2. Davalı-davacı kadın vekili tarafından Bölge Adliye Mahkemesinin istinaf başvurusunun esastan reddi kararının hatalı olduğu belirterek istinaf dilekçelerinde ileri sürülen sebepler ile Bölge Adliye Mahkemesi kararının bozulması talep edilmiştir.

C. Gerekçe
1. Uyuşmazlık ve Hukuki Nitelendirme
Uyuşmazlık, asıl davanın reddi, birleşen davanın kabulü şartlarının oluşup oluşmadığı, davacı-davalı erkeğin zina eyleminin sabit olup olmadığı, evlilik birliğinin temelinden sarsılmasında kusur belirlemesi ile davalı davacı kadın yararına hükmedilen tedbir nafakası ile tazminatların koşullarının oluşup oluşmadığı ve miktarları noktasında toplanmaktadır.

2. İlgili Hukuk
6100 sayılı Hukuk Muhakemeleri Kanunu’nun (6100 sayılı Kanun) 190 ıncı, 194 üncü maddeleri, 369 uncu maddesinin birinci fıkrası, 370 inci ve 371 inci maddesi. 6098 sayılı Türk Borçlar Kanununun (6098 sayılı Kanun) 50 nci ve 51 inci maddesi. 4721 sayılı Kanun’un 4 üncü maddesi, 6 ncı ve 161 inci maddesi, 166 ncı maddesinin birinci ve ikinci fıkrası, 169 uncu maddesi ile 174 üncü maddesinin birinci ve ikinci fıkrası.

3. Değerlendirme
1.Tarafların iddia, savunma ve dayandıkları belgelere, uyuşmazlığın hukuki nitelendirilmesi ile uygulanması gereken hukuk kurallarına, dava şartlarına, yargılamaya hâkim olan ilkelere, ispat kurallarına ve temyiz olunan kararda belirtilen gerekçelere göre davacı-davalı erkek vekilinin temyiz itirazları yerinde görülmemiştir.

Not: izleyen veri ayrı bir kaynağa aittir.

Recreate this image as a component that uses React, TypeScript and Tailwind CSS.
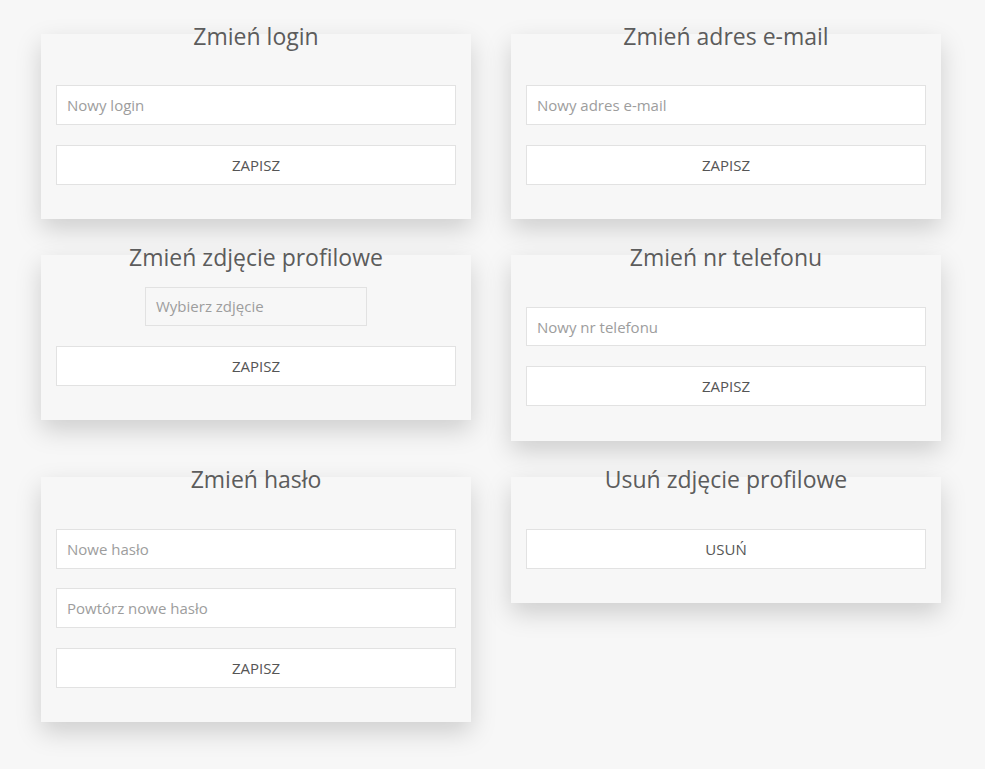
import React from "react";

const font = { fontFamily: '"Open Sans", "Noto Sans", sans-serif' };

function Card({ title, children, tall }: { title: string; children: React.ReactNode; tall?: boolean }) {
  return (
    <div
      className={
        tall
          ? "bg-[#f7f7f7] shadow-[0_10px_24px_rgba(0,0,0,0.17)] px-[15px] pb-[35px]"
          : "bg-[#f7f7f7] shadow-[0_10px_24px_rgba(0,0,0,0.17)] px-[15px] pb-[34px]"
      }
    >
      <h2 className="-mt-[14px] text-center text-[23px] leading-[32px] text-[#5c5c5c]">{title}</h2>
      {children}
    </div>
  );
}

function Field({ placeholder, short }: { placeholder: string; short?: boolean }) {
  return (
    <input
      type="text"
      placeholder={placeholder}
      className={
        short
          ? "block w-full h-[39px] bg-white border border-[#e2e2e2] px-[10px] text-[15px] text-[#555] placeholder:text-[#9d9d9d] outline-none"
          : "block w-full h-10 bg-white border border-[#e2e2e2] px-[10px] text-[15px] text-[#555] placeholder:text-[#9d9d9d] outline-none"
      }
    />
  );
}

function Button({ label }: { label: string }) {
  return (
    <button className="block w-full h-10 bg-white border border-[#e2e2e2] text-[15px] text-[#555] uppercase">
      {label}
    </button>
  );
}

export default function App() {
  return (
    <div className="min-h-screen bg-[#f7f7f7] pt-[34px] pb-10 px-[41px]" style={font}>
      <div className="grid grid-cols-[430px_430px] gap-x-10 gap-y-9 items-start">
        <Card title="Zmień login">
          <div className="mt-[33px] flex flex-col gap-5">
            <Field placeholder="Nowy login" />
            <Button label="Zapisz" />
          </div>
        </Card>
        <Card title="Zmień adres e-mail">
          <div className="mt-[33px] flex flex-col gap-5">
            <Field placeholder="Nowy adres e-mail" />
            <Button label="Zapisz" />
          </div>
        </Card>
        <Card title="Zmień zdjęcie profilowe">
          <div className="mt-[14px] flex flex-col gap-5">
            <label className="mx-auto w-[222px] h-[39px] flex items-center border border-[#e2e2e2] px-[10px] text-[15px] text-[#9d9d9d] cursor-pointer">
              <input type="file" accept="image/*" className="hidden" />
              Wybierz zdjęcie
            </label>
            <Button label="Zapisz" />
          </div>
        </Card>
        <Card title="Zmień nr telefonu" tall>
          <div className="mt-[34px] flex flex-col gap-5">
            <Field placeholder="Nowy nr telefonu" short />
            <Button label="Zapisz" />
          </div>
        </Card>
        <Card title="Zmień hasło">
          <div className="mt-[34px] flex flex-col">
            <Field placeholder="Nowe hasło" />
            <div className="mt-[19px]">
              <Field placeholder="Powtórz nowe hasło" />
            </div>
            <div className="mt-5">
              <Button label="Zapisz" />
            </div>
          </div>
        </Card>
        <Card title="Usuń zdjęcie profilowe">
          <div className="mt-[34px] flex flex-col gap-5">
            <Button label="Usuń" />
          </div>
        </Card>
      </div>
    </div>
  );
}
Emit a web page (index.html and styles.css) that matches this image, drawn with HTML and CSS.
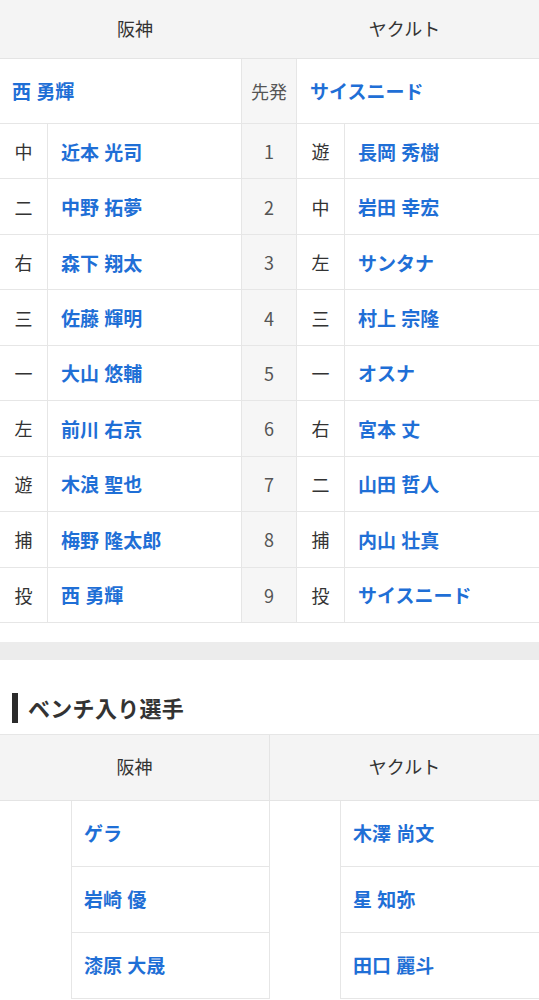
FILE: index.html
```html
<!DOCTYPE html>
<html lang="ja">
<head>
<meta charset="utf-8">
<link rel="stylesheet" href="styles.css">
</head>
<body>
<div class="heads">
  <div class="team-head">阪神</div>
  <div class="team-head">ヤクルト</div>
</div>
<div class="lineup">
  <div class="starter name-left"><a>西 勇輝</a></div>
  <div class="mid">先発</div>
  <div class="starter name-right"><a>サイスニード</a></div>

  <div class="pos">中</div><div class="name"><a>近本 光司</a></div><div class="mid">1</div><div class="pos">遊</div><div class="name last"><a>長岡 秀樹</a></div>
  <div class="pos">二</div><div class="name"><a>中野 拓夢</a></div><div class="mid">2</div><div class="pos">中</div><div class="name last"><a>岩田 幸宏</a></div>
  <div class="pos">右</div><div class="name"><a>森下 翔太</a></div><div class="mid">3</div><div class="pos">左</div><div class="name last"><a>サンタナ</a></div>
  <div class="pos">三</div><div class="name"><a>佐藤 輝明</a></div><div class="mid">4</div><div class="pos">三</div><div class="name last"><a>村上 宗隆</a></div>
  <div class="pos">一</div><div class="name"><a>大山 悠輔</a></div><div class="mid">5</div><div class="pos">一</div><div class="name last"><a>オスナ</a></div>
  <div class="pos">左</div><div class="name"><a>前川 右京</a></div><div class="mid">6</div><div class="pos">右</div><div class="name last"><a>宮本 丈</a></div>
  <div class="pos">遊</div><div class="name"><a>木浪 聖也</a></div><div class="mid">7</div><div class="pos">二</div><div class="name last"><a>山田 哲人</a></div>
  <div class="pos">捕</div><div class="name"><a>梅野 隆太郎</a></div><div class="mid">8</div><div class="pos">捕</div><div class="name last"><a>内山 壮真</a></div>
  <div class="pos">投</div><div class="name"><a>西 勇輝</a></div><div class="mid">9</div><div class="pos">投</div><div class="name last"><a>サイスニード</a></div>
</div>

<div class="band"></div>

<h2 class="section-title">ベンチ入り選手</h2>

<div class="bench">
  <div class="bench-head">阪神</div>
  <div class="bench-head last">ヤクルト</div>

  <div class="blank"></div><div class="bname"><a>ゲラ</a></div>
  <div class="blank"></div><div class="bname last"><a>木澤 尚文</a></div>
  <div class="blank"></div><div class="bname"><a>岩崎 優</a></div>
  <div class="blank"></div><div class="bname last"><a>星 知弥</a></div>
  <div class="blank"></div><div class="bname"><a>漆原 大晟</a></div>
  <div class="blank"></div><div class="bname last"><a>田口 麗斗</a></div>
</div>
</body>
</html>
```

FILE: styles.css
```css
* { box-sizing: border-box; }

html, body {
  margin: 0;
  padding: 0;
  background: #fff;
}

body {
  font-family: "Noto Sans CJK JP", "Noto Sans", sans-serif;
  color: #333;
  width: 539px;
  overflow: hidden;
}

a {
  color: #1f6fd6;
  font-weight: 700;
  text-decoration: none;
  word-spacing: 1px;
}

.heads {
  display: flex;
  height: 59px;
  background: #f4f4f4;
  border-bottom: 1px solid #e4e4e4;
}

.team-head {
  flex: 0 0 270px;
  display: flex;
  align-items: center;
  justify-content: center;
  font-size: 18px;
  color: #333;
  padding-bottom: 3px;
}
.team-head + .team-head { flex: 1 1 auto; }

.lineup {
  display: grid;
  grid-template-columns: 48px 194px 55px 48px 194px;
  grid-template-rows: 65px repeat(9, 55.45px);
}

.starter {
  grid-column: span 2;
  display: flex;
  align-items: center;
  font-size: 19px;
  border-bottom: 1px solid #e6e6e6;
  padding-bottom: 1px;
}
.name-left { padding-left: 12px; border-right: 1px solid #e6e6e6; }
.name-right { padding-left: 13px; }

.mid {
  background: #f6f6f6;
  border-right: 1px solid #e6e6e6;
  border-bottom: 1px solid #e6e6e6;
  display: flex;
  align-items: center;
  justify-content: center;
  font-size: 18px;
  color: #555;
}

.pos {
  border-right: 1px solid #e6e6e6;
  border-bottom: 1px solid #e6e6e6;
  display: flex;
  align-items: center;
  justify-content: center;
  font-size: 18px;
  color: #333;
}

.name {
  border-right: 1px solid #e6e6e6;
  border-bottom: 1px solid #e6e6e6;
  display: flex;
  align-items: center;
  padding-left: 13px;
  font-size: 19px;
}
.name.last { border-right: none; }

.band {
  margin-top: 19px;
  height: 18px;
  background: #ececec;
}

.section-title {
  margin: 33px 0 0 12px;
  padding-left: 10px;
  border-left: 6px solid #2b2b2b;
  height: 30px;
  line-height: 29px;
  font-size: 22px;
  font-weight: 700;
  color: #333;
  letter-spacing: 0.3px;
}

.bench {
  margin-top: 11px;
  display: grid;
  grid-template-columns: 71px 199px 70px 199px;
  grid-template-rows: 66px repeat(3, 66px);
  border-top: 1px solid #e6e6e6;
}

.bench-head {
  grid-column: span 2;
  background: #f4f4f4;
  border-bottom: 1px solid #e4e4e4;
  border-right: 1px solid #e4e4e4;
  display: flex;
  align-items: center;
  justify-content: center;
  font-size: 18px;
  color: #333;
  padding-bottom: 2px;
}
.bench-head.last { border-right: none; }

.blank { background: #fff; }

.bname {
  border-left: 1px solid #e6e6e6;
  border-right: 1px solid #e6e6e6;
  border-bottom: 1px solid #e6e6e6;
  display: flex;
  align-items: center;
  padding-left: 12px;
  padding-bottom: 2px;
  font-size: 19px;
}
.bname.last { border-right: none; }
```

2.Davalı-davacı kadın vekilinin temyiz itirazlarının incelenmesine gelince; tarafların tespit edilen ekonomik ve sosyal durumlarına, boşanmaya yol açan olaylardaki kusur derecelerine, paranın alım gücüne, kişilik haklarına yapılan saldırının ağırlığına, ihlal edilen mevcut ve beklenen menfaatlerin kapsamına nazaran, kadın yararına hükmolunan maddî ve manevî tazminat azdır. 4721 sayılı Kanun’un 4 üncü maddesindeki hakkaniyet ilkesi ile 6098 sayılı Kanun’un 50 nci ve 51 inci madde hükümleri nazara alınarak, 4721 sayılı Kanun’un 174 üncü maddesinin birinci ve ikinci fıkraları uyarınca daha uygun miktarda maddî ve manevî tazminat takdiri gerekirken, yazılı şekilde hüküm kurulması doğru görülmemiş, bozmayı gerektirmiştir.

VI. KARAR
Açıklanan sebeplerle;
1.Temyiz olunan, İlk Derece Mahkemesi kararına karşı istinaf başvurusunun esastan reddine ilişkin Bölge Adliye Mahkemesi kararının kadın yararına hükmedilen maddî ve manevî tazminat miktarı yönünden ORTADAN KALDIRILMASINA,

2.İlk Derece Mahkemesi kararının maddî ve manevî tazminat miktarları yönünden davalı- davacı kadın yararına BOZULMASINA,

3.Davacı-davalı erkeğin tüm temyiz itirazlarının reddi ile Bölge Adliye Mahkemesi kararının bozma kapsamı dışında kalan temyize konu diğer bölümlerinin 6100 sayılı Kanun’un 370 inci maddesinin birinci fıkrası uyarınca ONANMASINA,

Aşağıda yazılı temyiz giderinin temyiz eden Bülent’e yükletilmesine,

Peşin harcın istek halinde yatıran Ayfer’e iadesine,

Dosyanın İlk Derece Mahkemesine, kararın bir örneğinin Bölge Adliye Mahkemesine gönderilmesine,

23.03.2023 tarihinde oy birliğiyle karar verildi.